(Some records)
#####
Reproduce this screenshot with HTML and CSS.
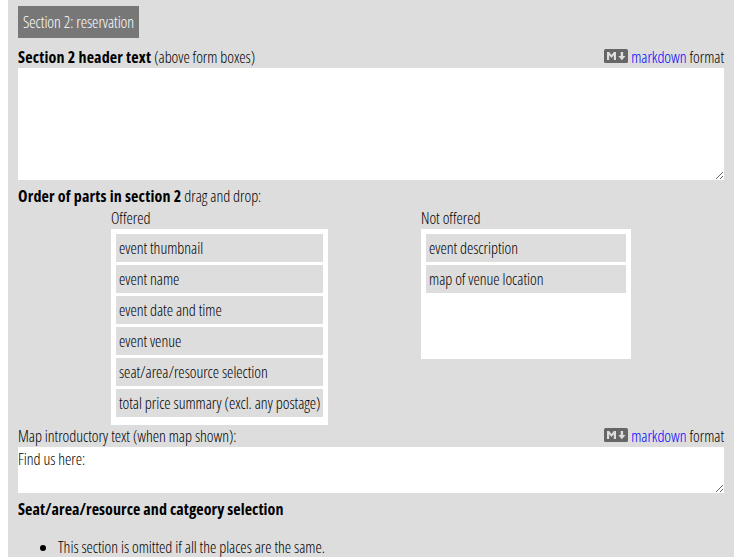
FILE: index.html
```html
<!DOCTYPE html>
<html lang="en">
<head>
<meta charset="utf-8">
<title>Section 2: reservation</title>
<link rel="stylesheet" href="styles.css">
</head>
<body>
<main class="panel">
  <h2 class="tag">Section 2: reservation</h2>
  <div class="label-row header-label">
    <span><b>Section 2 header text</b> (above form boxes)</span>
    <span class="format"><svg class="md" viewBox="0 0 24 14"><rect width="24" height="14" rx="1.5"/><path d="M3 11V3h2.2l2.3 3 2.3-3H12v8H9.8V6.2L7.5 9 5.2 6.2V11zM16.7 3h2.4v4h2.4L17.9 11.2 14.3 7h2.4z"/></svg><a href="#">markdown</a> format</span>
  </div>
  <textarea class="field header-field"></textarea>
  <div class="label-row order-label"><span><b>Order of parts in section 2</b> drag and drop:</span></div>
  <div class="lists">
    <section class="offered">
      <div class="list-title">Offered</div>
      <ul class="list">
        <li>event thumbnail</li>
        <li>event name</li>
        <li>event date and time</li>
        <li>event venue</li>
        <li>seat/area/resource selection</li>
        <li>total price summary (excl. any postage)</li>
      </ul>
    </section>
    <section class="not-offered">
      <div class="list-title">Not offered</div>
      <ul class="list">
        <li>event description</li>
        <li>map of venue location</li>
      </ul>
    </section>
  </div>
  <div class="label-row map-label">
    <span>Map introductory text (when map shown):</span>
    <span class="format"><svg class="md" viewBox="0 0 24 14"><rect width="24" height="14" rx="1.5"/><path d="M3 11V3h2.2l2.3 3 2.3-3H12v8H9.8V6.2L7.5 9 5.2 6.2V11zM16.7 3h2.4v4h2.4L17.9 11.2 14.3 7h2.4z"/></svg><a href="#">markdown</a> format</span>
  </div>
  <textarea class="field map-field">Find us here:</textarea>
  <h3 class="subhead">Seat/area/resource and catgeory selection</h3>
  <ul class="notes"><li>This section is omitted if all the places are the same.</li></ul>
</main>
</body>
</html>
```
FILE: styles.css
```css
* { box-sizing: border-box; }
html { overflow: hidden; }
body {
  margin: 0;
  background: #fff;
  color: #000;
  font: 300 16px/22px "Open Sans", sans-serif;
  font-stretch: 75%;
  letter-spacing: -0.04px;
}
.panel {
  width: 726px;
  height: 557px;
  margin-left: 8px;
  padding: 6px 10px 0;
  background: #ddd;
  overflow: hidden;
}
b { font-weight: 700; letter-spacing: 0.17px; }
.subhead { font-weight: 700; letter-spacing: 0.06px; }
.tag {
  width: 121px;
  height: 32px;
  margin: 0;
  padding: 5px;
  background: #777;
  color: #fff;
  font-size: 16px;
  font-weight: 300;
  white-space: nowrap;
}
.label-row { display: flex; justify-content: space-between; height: 22px; white-space: pre; }
.header-label { margin-top: 8px; }
.format a { color: #00f; text-decoration: none; }
.md { width: 24px; height: 14px; margin-right: 3px; vertical-align: 0; }
.md rect { fill: #666; }
.md path { fill: #ddd; }
.field {
  display: block;
  width: 706px;
  margin: 0;
  padding: 1px 0;
  border: 0;
  background: #fff;
  color: #000;
  font: inherit;
  letter-spacing: inherit;
  resize: vertical;
}
.header-field { height: 112px; }
.order-label { margin-top: 5px; }
.lists { display: flex; gap: 93px; margin-left: 93px; height: 218px; }
.list-title { height: 22px; }
.list { margin: 0; padding: 5px; background: #fff; list-style: none; }
.list li { height: 28px; margin-bottom: 3px; padding: 3px; background: #ddd; white-space: nowrap; }
.offered { width: 217px; }
.offered .list { height: 196px; }
.not-offered { width: 210px; }
.not-offered .list { height: 130px; }
.map-field { height: 46px; }
.subhead { margin: 5px 0 0; font-size: 16px; }
.notes { margin: 16px 0 0; padding-left: 40px; }
```
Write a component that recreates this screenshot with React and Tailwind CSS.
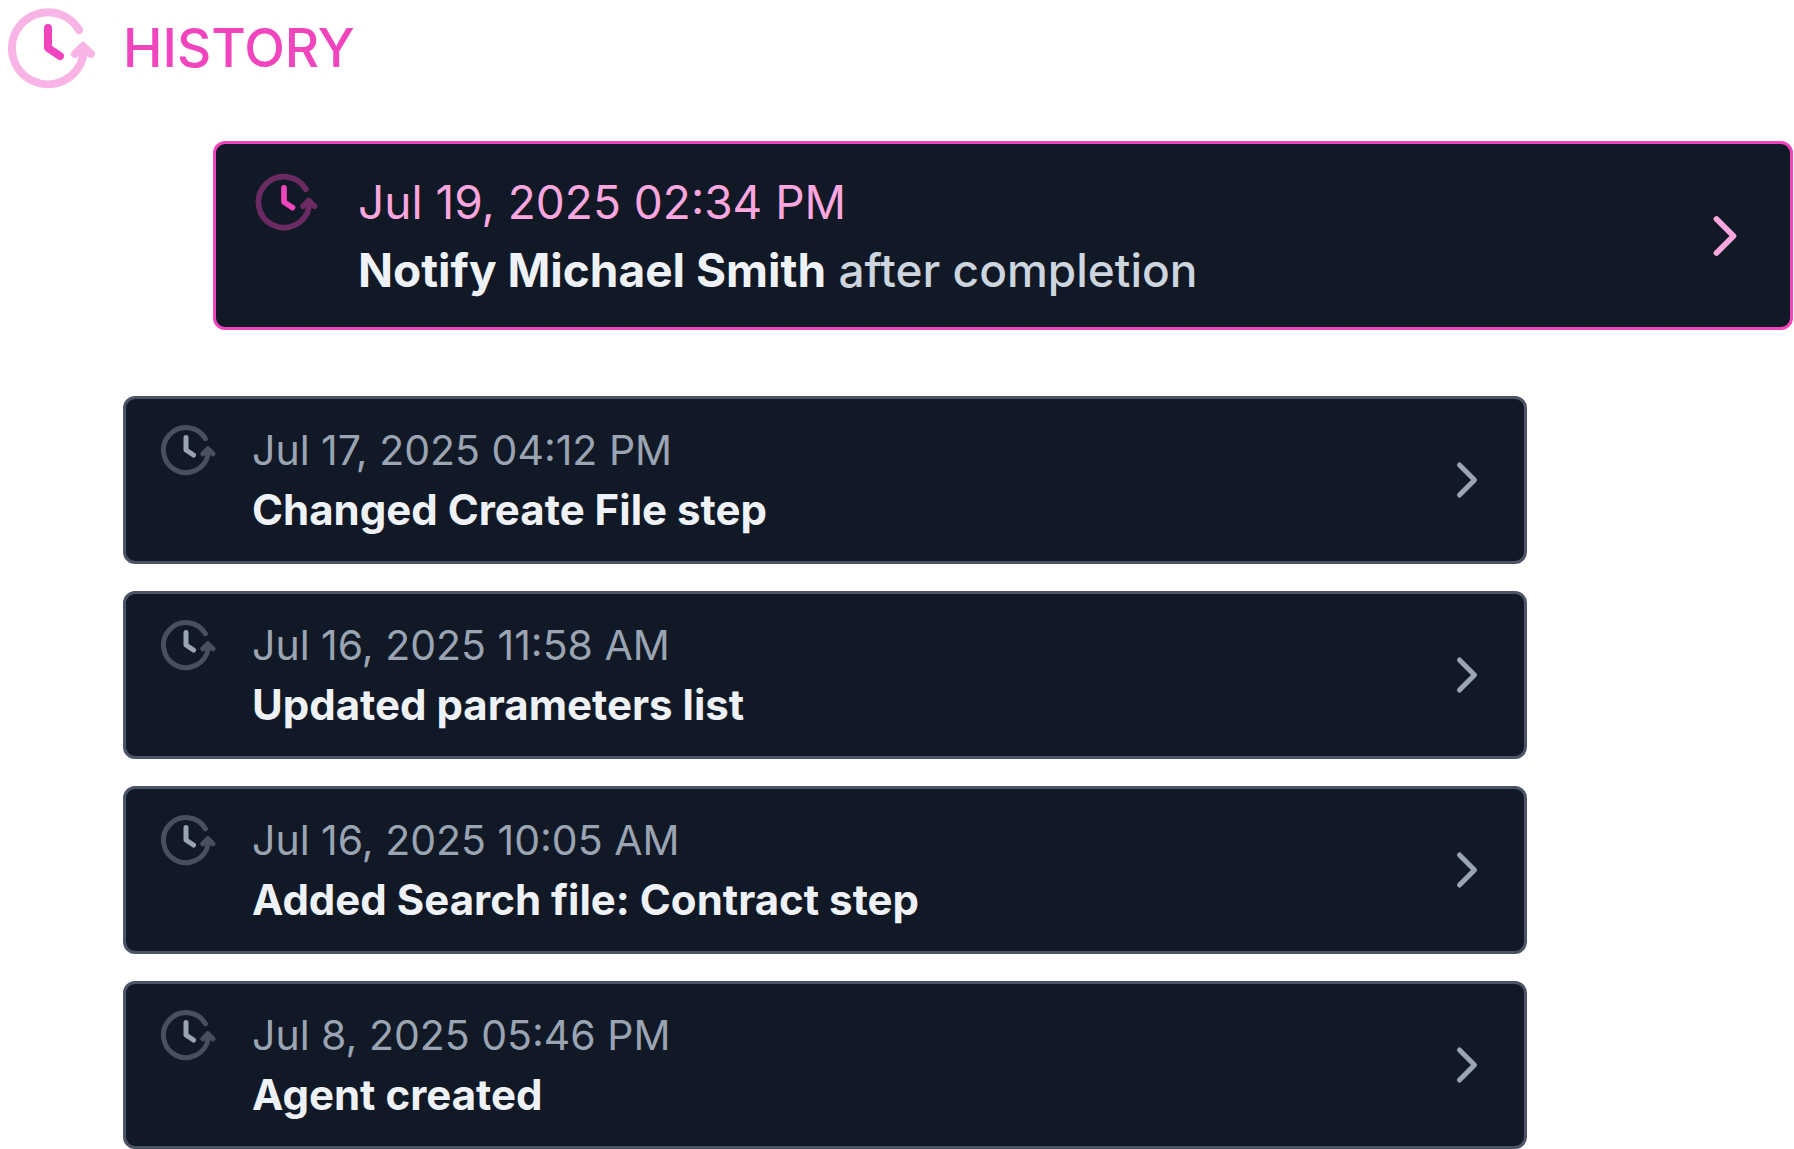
import React from 'react';
import { ChevronRight } from 'lucide-react';
import clsx from 'clsx';

const latest = {
  date: 'Jul 19, 2025 02:34 PM',
  title: 'Notify Michael Smith',
  detail: 'after completion',
};

const entries = [
  { date: 'Jul 17, 2025 04:12 PM', title: 'Changed Create File step' },
  { date: 'Jul 16, 2025 11:58 AM', title: 'Updated parameters list' },
  { date: 'Jul 16, 2025 10:05 AM', title: 'Added Search file: Contract step' },
  { date: 'Jul 8, 2025 05:46 PM', title: 'Agent created' },
];

const HistoryIcon = ({ className }) => (
  <svg
    viewBox="0 0 96 96"
    fill="none"
    stroke="currentColor"
    strokeWidth="8"
    strokeLinecap="round"
    strokeLinejoin="round"
    className={clsx('shrink-0', className)}
    aria-hidden="true"
  >
    <g opacity="0.4">
      <path d="M79 30A36 36 0 1 0 83.3 55" />
      <path d="M75 54L83 46L91 54Z" fill="currentColor" strokeWidth="0" />
      <path d="M75 54L83 46L91 54" />
    </g>
    <path d="M48 28V48L60 56" />
  </svg>
);

const HistoryCard = ({ entry, active }) => (
  <button
    type="button"
    className={clsx(
      'flex w-full items-center rounded-xl border-3 bg-[#121926] text-left cursor-pointer',
      active
        ? 'border-[#f045bd] pt-6 pb-[23px] pl-[34px] pr-[31px] leading-[68px]'
        : 'border-[#4b5565] py-[21px] pl-[30px] pr-[27px] leading-[60px]'
    )}
  >
    <HistoryIcon
      className={clsx('self-start', active ? 'size-[68px] text-[#f045bd]' : 'size-[60px] text-[#9aa4b2]')}
    />
    <span className={clsx('flex-1 min-w-0', active ? 'ml-10' : 'ml-9')}>
      <span className={clsx('block', active ? 'text-[46px] text-[#fba6de]' : 'text-[41px] text-[#9aa4b2]')}>
        {entry.date}
      </span>
      <span className={clsx('block font-medium text-[#cdd5df]', active ? 'text-[46px]' : 'text-[42px]')}>
        <strong className="font-bold text-[#eef2f6]">{entry.title}</strong>
        {entry.detail && ` ${entry.detail}`}
      </span>
    </span>
    <ChevronRight
      className={clsx('shrink-0', active ? 'size-[68px] text-[#fba6de]' : 'size-[60px] text-[#9aa4b2]')}
    />
  </button>
);

const App = () => {
  return (
    <main className="bg-white font-['Inter',sans-serif]">
      <header className="flex items-center gap-[27px] text-[#f045bd]">
        <HistoryIcon className="size-24" />
        <h1 className="text-[53px] leading-[60px] font-medium">HISTORY</h1>
      </header>

      <section className="mt-[45px] ml-[213px] mr-px">
        <HistoryCard entry={latest} active />
      </section>

      <ul className="mt-[66px] ml-[123px] mr-[267px] flex flex-col gap-[27px]">
        {entries.map((entry) => (
          <li key={entry.date}>
            <HistoryCard entry={entry} />
          </li>
        ))}
      </ul>
    </main>
  );
};

export default App;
#####
## WORK TO COMPLETE
Transcribe the records above exactly as they appear, leaving out any pictures.

## SOLUTION TO THIS EXERCISE
Reproduce this screenshot with HTML and CSS.
FILE: index.html
```html
<!DOCTYPE html>
<html lang="en">
<head>
<meta charset="utf-8">
<title>Section 2: reservation</title>
<link rel="stylesheet" href="styles.css">
</head>
<body>
<main class="panel">
  <h2 class="tag">Section 2: reservation</h2>
  <div class="label-row header-label">
    <span><b>Section 2 header text</b> (above form boxes)</span>
    <span class="format"><svg class="md" viewBox="0 0 24 14"><rect width="24" height="14" rx="1.5"/><path d="M3 11V3h2.2l2.3 3 2.3-3H12v8H9.8V6.2L7.5 9 5.2 6.2V11zM16.7 3h2.4v4h2.4L17.9 11.2 14.3 7h2.4z"/></svg><a href="#">markdown</a> format</span>
  </div>
  <textarea class="field header-field"></textarea>
  <div class="label-row order-label"><span><b>Order of parts in section 2</b> drag and drop:</span></div>
  <div class="lists">
    <section class="offered">
      <div class="list-title">Offered</div>
      <ul class="list">
        <li>event thumbnail</li>
        <li>event name</li>
        <li>event date and time</li>
        <li>event venue</li>
        <li>seat/area/resource selection</li>
        <li>total price summary (excl. any postage)</li>
      </ul>
    </section>
    <section class="not-offered">
      <div class="list-title">Not offered</div>
      <ul class="list">
        <li>event description</li>
        <li>map of venue location</li>
      </ul>
    </section>
  </div>
  <div class="label-row map-label">
    <span>Map introductory text (when map shown):</span>
    <span class="format"><svg class="md" viewBox="0 0 24 14"><rect width="24" height="14" rx="1.5"/><path d="M3 11V3h2.2l2.3 3 2.3-3H12v8H9.8V6.2L7.5 9 5.2 6.2V11zM16.7 3h2.4v4h2.4L17.9 11.2 14.3 7h2.4z"/></svg><a href="#">markdown</a> format</span>
  </div>
  <textarea class="field map-field">Find us here:</textarea>
  <h3 class="subhead">Seat/area/resource and catgeory selection</h3>
  <ul class="notes"><li>This section is omitted if all the places are the same.</li></ul>
</main>
</body>
</html>
```
FILE: styles.css
```css
* { box-sizing: border-box; }
html { overflow: hidden; }
body {
  margin: 0;
  background: #fff;
  color: #000;
  font: 300 16px/22px "Open Sans", sans-serif;
  font-stretch: 75%;
  letter-spacing: -0.04px;
}
.panel {
  width: 726px;
  height: 557px;
  margin-left: 8px;
  padding: 6px 10px 0;
  background: #ddd;
  overflow: hidden;
}
b { font-weight: 700; letter-spacing: 0.17px; }
.subhead { font-weight: 700; letter-spacing: 0.06px; }
.tag {
  width: 121px;
  height: 32px;
  margin: 0;
  padding: 5px;
  background: #777;
  color: #fff;
  font-size: 16px;
  font-weight: 300;
  white-space: nowrap;
}
.label-row { display: flex; justify-content: space-between; height: 22px; white-space: pre; }
.header-label { margin-top: 8px; }
.format a { color: #00f; text-decoration: none; }
.md { width: 24px; height: 14px; margin-right: 3px; vertical-align: 0; }
.md rect { fill: #666; }
.md path { fill: #ddd; }
.field {
  display: block;
  width: 706px;
  margin: 0;
  padding: 1px 0;
  border: 0;
  background: #fff;
  color: #000;
  font: inherit;
  letter-spacing: inherit;
  resize: vertical;
}
.header-field { height: 112px; }
.order-label { margin-top: 5px; }
.lists { display: flex; gap: 93px; margin-left: 93px; height: 218px; }
.list-title { height: 22px; }
.list { margin: 0; padding: 5px; background: #fff; list-style: none; }
.list li { height: 28px; margin-bottom: 3px; padding: 3px; background: #ddd; white-space: nowrap; }
.offered { width: 217px; }
.offered .list { height: 196px; }
.not-offered { width: 210px; }
.not-offered .list { height: 130px; }
.map-field { height: 46px; }
.subhead { margin: 5px 0 0; font-size: 16px; }
.notes { margin: 16px 0 0; padding-left: 40px; }
```
Write a component that recreates this screenshot with React and Tailwind CSS.
import React from 'react';
import { ChevronRight } from 'lucide-react';
import clsx from 'clsx';

const latest = {
  date: 'Jul 19, 2025 02:34 PM',
  title: 'Notify Michael Smith',
  detail: 'after completion',
};

const entries = [
  { date: 'Jul 17, 2025 04:12 PM', title: 'Changed Create File step' },
  { date: 'Jul 16, 2025 11:58 AM', title: 'Updated parameters list' },
  { date: 'Jul 16, 2025 10:05 AM', title: 'Added Search file: Contract step' },
  { date: 'Jul 8, 2025 05:46 PM', title: 'Agent created' },
];

const HistoryIcon = ({ className }) => (
  <svg
    viewBox="0 0 96 96"
    fill="none"
    stroke="currentColor"
    strokeWidth="8"
    strokeLinecap="round"
    strokeLinejoin="round"
    className={clsx('shrink-0', className)}
    aria-hidden="true"
  >
    <g opacity="0.4">
      <path d="M79 30A36 36 0 1 0 83.3 55" />
      <path d="M75 54L83 46L91 54Z" fill="currentColor" strokeWidth="0" />
      <path d="M75 54L83 46L91 54" />
    </g>
    <path d="M48 28V48L60 56" />
  </svg>
);

const HistoryCard = ({ entry, active }) => (
  <button
    type="button"
    className={clsx(
      'flex w-full items-center rounded-xl border-3 bg-[#121926] text-left cursor-pointer',
      active
        ? 'border-[#f045bd] pt-6 pb-[23px] pl-[34px] pr-[31px] leading-[68px]'
        : 'border-[#4b5565] py-[21px] pl-[30px] pr-[27px] leading-[60px]'
    )}
  >
    <HistoryIcon
      className={clsx('self-start', active ? 'size-[68px] text-[#f045bd]' : 'size-[60px] text-[#9aa4b2]')}
    />
    <span className={clsx('flex-1 min-w-0', active ? 'ml-10' : 'ml-9')}>
      <span className={clsx('block', active ? 'text-[46px] text-[#fba6de]' : 'text-[41px] text-[#9aa4b2]')}>
        {entry.date}
      </span>
      <span className={clsx('block font-medium text-[#cdd5df]', active ? 'text-[46px]' : 'text-[42px]')}>
        <strong className="font-bold text-[#eef2f6]">{entry.title}</strong>
        {entry.detail && ` ${entry.detail}`}
      </span>
    </span>
    <ChevronRight
      className={clsx('shrink-0', active ? 'size-[68px] text-[#fba6de]' : 'size-[60px] text-[#9aa4b2]')}
    />
  </button>
);

const App = () => {
  return (
    <main className="bg-white font-['Inter',sans-serif]">
      <header className="flex items-center gap-[27px] text-[#f045bd]">
        <HistoryIcon className="size-24" />
        <h1 className="text-[53px] leading-[60px] font-medium">HISTORY</h1>
      </header>

      <section className="mt-[45px] ml-[213px] mr-px">
        <HistoryCard entry={latest} active />
      </section>

      <ul className="mt-[66px] ml-[123px] mr-[267px] flex flex-col gap-[27px]">
        {entries.map((entry) => (
          <li key={entry.date}>
            <HistoryCard entry={entry} />
          </li>
        ))}
      </ul>
    </main>
  );
};

export default App;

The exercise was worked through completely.